Would match the first fourth lines, of the above example ( In other words, the numbers, surrounding the string ABC, have to be identical. Indeed, the back-references are, simply, a reference to the present number, preceding the string ABC )

Whereas the 7 regexes, below :

(?-i)(?<Test>\d+)ABC(?&Test)
(?-i)(?'Test'\d+)ABC(?&Test)
(?-i)(?<Test>\d+)ABC(?P>Test)
(?-i)(?'Test'\d+)ABC(?P>Test)
(?<Test>\d+)ABC(?1)
(?'Test'\d+)ABC(?1)
(\d+)ABC(?1)

Would match the 9 lines of the above example ( In other words, the numbers, surrounding the string ABC, may be different. Indeed, the subroutine calls (?&Test) and (?P>Test) are strictly equal to \d+, the pattern of the group Test ! )

Best Regards,

guy038

P.S. :

When a subroutine call is located inside the parentheses of the group to which it refers, it operates as a recursive pattern. But this is an other story … :-)

Gunar Mayer

@gerdb42 said:

http://www.boost.org/doc/libs/1_55_0/libs/regex/doc/html/boost_regex/format/boost_format_syntax.html

Hello
How can I change many lines in one time — BUT in many files.
For example 10000 files in a folder.
For example I search 3 lines and instead of this lines I need to put in 10 different lines.
In former times this was possible with the program Homesite (include regex / wildcard and so on), but they stopped and destroy UTF-8 documents.

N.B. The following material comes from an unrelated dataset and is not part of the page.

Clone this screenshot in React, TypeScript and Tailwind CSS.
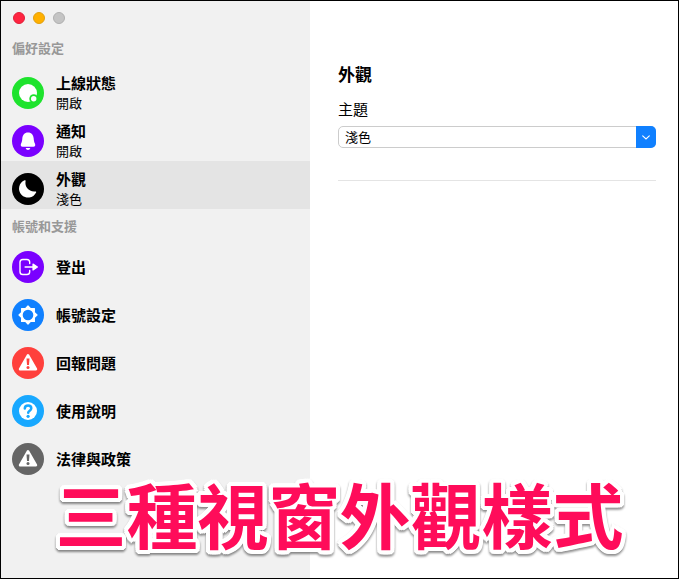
import { useState } from "react";
import type { ReactNode } from "react";

type SettingItem = {
  id: string;
  title: string;
  status?: string;
  color: string;
  icon: ReactNode;
};

const WarningIcon = () => (
  <svg viewBox="0 0 32 32" className="size-8" aria-hidden="true">
    <path
      d="M16 8.2 24 22.2H8Z"
      fill="white"
      stroke="white"
      strokeWidth="2.4"
      strokeLinejoin="round"
    />
    <path d="M14.5 11.5h3l-.5 6.6h-2z" fill="currentColor" />
    <circle cx="16" cy="20.5" r="1.5" fill="currentColor" />
  </svg>
);

const preferences: SettingItem[] = [
  {
    id: "active",
    title: "上線狀態",
    status: "開啟",
    color: "bg-[#1ee32d] text-[#1ee32d]",
    icon: (
      <svg viewBox="0 0 32 32" className="size-8" aria-hidden="true">
        <circle cx="16" cy="16" r="9" fill="white" />
        <circle cx="21.7" cy="21.7" r="4.4" fill="currentColor" />
        <circle cx="21.7" cy="21.7" r="2.7" fill="white" />
      </svg>
    ),
  },
  {
    id: "notifications",
    title: "通知",
    status: "開啟",
    color: "bg-[#7a00ff] text-[#7a00ff]",
    icon: (
      <svg viewBox="0 0 32 32" className="size-8" aria-hidden="true">
        <path
          d="M16 7.4c-3.6 0-5.5 2.6-5.7 6.2-.1 2.4-.5 3.5-1.2 5-.8 1.8-.3 3.2 1.5 3.2h10.8c1.8 0 2.3-1.4 1.5-3.2-.7-1.5-1.1-2.6-1.2-5-.2-3.6-2.1-6.2-5.7-6.2Z"
          fill="white"
        />
        <path d="M13.7 23h4.6c-.3 1.3-1.2 2-2.3 2s-2-.7-2.3-2Z" fill="white" />
      </svg>
    ),
  },
  {
    id: "appearance",
    title: "外觀",
    status: "淺色",
    color: "bg-black text-black",
    icon: (
      <svg viewBox="0 0 32 32" className="size-8" aria-hidden="true">
        <path
          d="M12.6 7.3c.6-.3 1.2.2 1 .8-1.2 5.9 3.4 11.2 9.8 10.4.6-.1 1 .5.7 1.1a9 9 0 1 1-11.5-12.3Z"
          fill="white"
        />
      </svg>
    ),
  },
];

const account: SettingItem[] = [
  {
    id: "logout",
    title: "登出",
    color: "bg-[#7a00ff] text-[#7a00ff]",
    icon: (
      <svg viewBox="0 0 32 32" className="size-8" aria-hidden="true">
        <path
          d="M17.7 12.5v-1.2c0-1.9-1-2.8-2.8-2.8h-4.1c-1.9 0-2.8 1-2.8 2.8v9.4c0 1.9 1 2.8 2.8 2.8h4.1c1.9 0 2.8-1 2.8-2.8v-1.2"
          fill="none"
          stroke="white"
          strokeWidth="1.4"
          strokeLinecap="round"
        />
        <path d="M13.2 16H22" stroke="white" strokeWidth="1.6" strokeLinecap="round" />
        <path
          d="m21 13 4.4 3-4.4 3Z"
          fill="white"
          stroke="white"
          strokeWidth="1.2"
          strokeLinejoin="round"
        />
      </svg>
    ),
  },
  {
    id: "settings",
    title: "帳號設定",
    color: "bg-[#1080ff] text-[#1080ff]",
    icon: (
      <svg viewBox="0 0 32 32" className="size-8" aria-hidden="true">
        <path
          d="m16 7 2.6 2.7 3.8-.1-.1 3.8L25 16l-2.7 2.6.1 3.8-3.8-.1L16 25l-2.6-2.7-3.8.1.1-3.8L7 16l2.7-2.6-.1-3.8 3.8.1Z"
          fill="white"
          stroke="white"
          strokeWidth="1.2"
          strokeLinejoin="round"
        />
        <circle cx="16" cy="16" r="5.3" fill="currentColor" />
      </svg>
    ),
  },
  {
    id: "report",
    title: "回報問題",
    color: "bg-[#ff403c] text-[#ff403c]",
    icon: <WarningIcon />,
  },
  {
    id: "help",
    title: "使用說明",
    color: "bg-[#18a8ff] text-[#18a8ff]",
    icon: (
      <svg viewBox="0 0 32 32" className="size-8" aria-hidden="true">
        <circle cx="16" cy="16" r="9" fill="white" />
        <path
          d="M12.8 13.5c0-1.9 1.4-3 3.3-3 1.8 0 3.2 1.1 3.2 2.8 0 2.4-3.1 2.3-3.1 4.5"
          fill="none"
          stroke="currentColor"
          strokeWidth="2.5"
          strokeLinecap="round"
        />
        <circle cx="16.1" cy="21.3" r="1.6" fill="currentColor" />
      </svg>
    ),
  },
  {
    id: "legal",
    title: "法律與政策",
    color: "bg-[#656565] text-[#656565]",
    icon: <WarningIcon />,
  },
];

function SettingRow({
  item,
  selected,
  onSelect,
}: {
  item: SettingItem;
  selected: boolean;
  onSelect: () => void;
}) {
  return (
    <li>
      <button
        type="button"
        onClick={onSelect}
        className={`flex h-12 w-full gap-3 pl-[11px] text-left ${
          item.status ? "items-end" : "items-center"
        } ${selected ? "bg-[#e4e4e4]" : ""}`}
      >
        <span className={`size-8 shrink-0 rounded-full ${item.color} ${item.status ? "mb-1" : ""}`}>
          {item.icon}
        </span>
        <span className="flex flex-col">
          <span className="text-[15px] leading-5 font-bold">{item.title}</span>
          {item.status && <span className="text-[13px] leading-5">{item.status}</span>}
        </span>
      </button>
    </li>
  );
}

export default function App() {
  const [selected, setSelected] = useState("appearance");
  const [theme, setTheme] = useState("淺色");

  const renderItems = (items: SettingItem[]) => (
    <ul>
      {items.map((item) => (
        <SettingRow
          key={item.id}
          item={item}
          selected={item.id === selected}
          onSelect={() => setSelected(item.id)}
        />
      ))}
    </ul>
  );

  return (
    <div className="relative flex min-h-screen overflow-hidden border border-black bg-white font-['Noto_Sans_CJK_TC',sans-serif] text-black">
      <aside className="w-[309px] shrink-0 bg-[#f1f1f1]">
        <div className="flex gap-2 px-3 pt-[11px] pb-2">
          <button type="button" aria-label="關閉" className="size-3 rounded-full border border-[#e0203a] bg-[#ff2440]" />
          <button type="button" aria-label="縮到最小" className="size-3 rounded-full border border-[#e0a010] bg-[#ffb000]" />
          <button type="button" aria-label="縮放" className="size-3 rounded-full border border-[#b0b0b0] bg-[#c4c4c4]" />
        </div>
        <h2 className="h-[33px] pl-[11px] text-[13px] leading-8 font-bold text-[#989898]">偏好設定</h2>
        {renderItems(preferences)}
        <h2 className="h-[34px] pl-[11px] text-[13px] leading-[34px] font-bold text-[#989898]">帳號和支援</h2>
        {renderItems(account)}
      </aside>

      <main className="min-w-0 flex-1 pt-[61px] pr-[22px] pl-7">
        <h1 className="text-[17px] leading-6 font-bold">外觀</h1>
        <label htmlFor="theme" className="mt-[13px] block text-[15px] leading-5">
          主題
        </label>
        <div className="relative mt-[7px]">
          <select
            id="theme"
            value={theme}
            onChange={(e) => setTheme(e.target.value)}
            className="block h-[22px] w-full appearance-none rounded-[5px] border border-[#cccccc] bg-white pr-6 pl-1.5 text-[13px] leading-5"
          >
            <option>淺色</option>
            <option>深色</option>
            <option>系統</option>
          </select>
          <span className="pointer-events-none absolute inset-y-0 right-0 flex w-5 items-center justify-center rounded-r-[5px] bg-[#1080ff]">
            <svg viewBox="0 0 8 5" className="h-[5px] w-2" aria-hidden="true">
              <path d="m.7.9 3.3 3L7.3.9" fill="none" stroke="white" strokeWidth="1.1" strokeLinecap="round" />
            </svg>
          </span>
        </div>
        <hr className="mt-8 border-[#e4e4e4]" />
      </main>

      <p className="pointer-events-none absolute inset-x-0 bottom-[30px] text-center text-[71px] leading-[72px] font-bold whitespace-nowrap text-[#ff0c5a] drop-shadow-[0_2px_1px_rgba(0,0,0,0.45)] [-webkit-text-stroke:5px_white] [paint-order:stroke_fill] [text-shadow:4px_0_white,-4px_0_white,0_4px_white,0_-4px_white,3px_3px_white,-3px_3px_white,3px_-3px_white,-3px_-3px_white,4px_2px_white,-4px_2px_white,4px_-2px_white,-4px_-2px_white,2px_4px_white,-2px_4px_white,2px_-4px_white,-2px_-4px_white]">
        三種視窗外觀樣式
      </p>
    </div>
  );
}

Can I find MANY lines with REGEX like above ???
The greater problem seemed to be the inclusion of many lines, because the “Search / Replaces in files”-function allows only 1 line.

Please help
Mayer

gerdb42

“Search / Replaces in files”-function allows only 1 line.

Who said so? If you know where line breaks will occur, try \R-Pattern as Placeholder. Or check option . finds \r and \n.

In replacement, insert \r\n at places where you want line breaks.

When using . finds \r and \n pay special attention to greedy/non greedy repeats.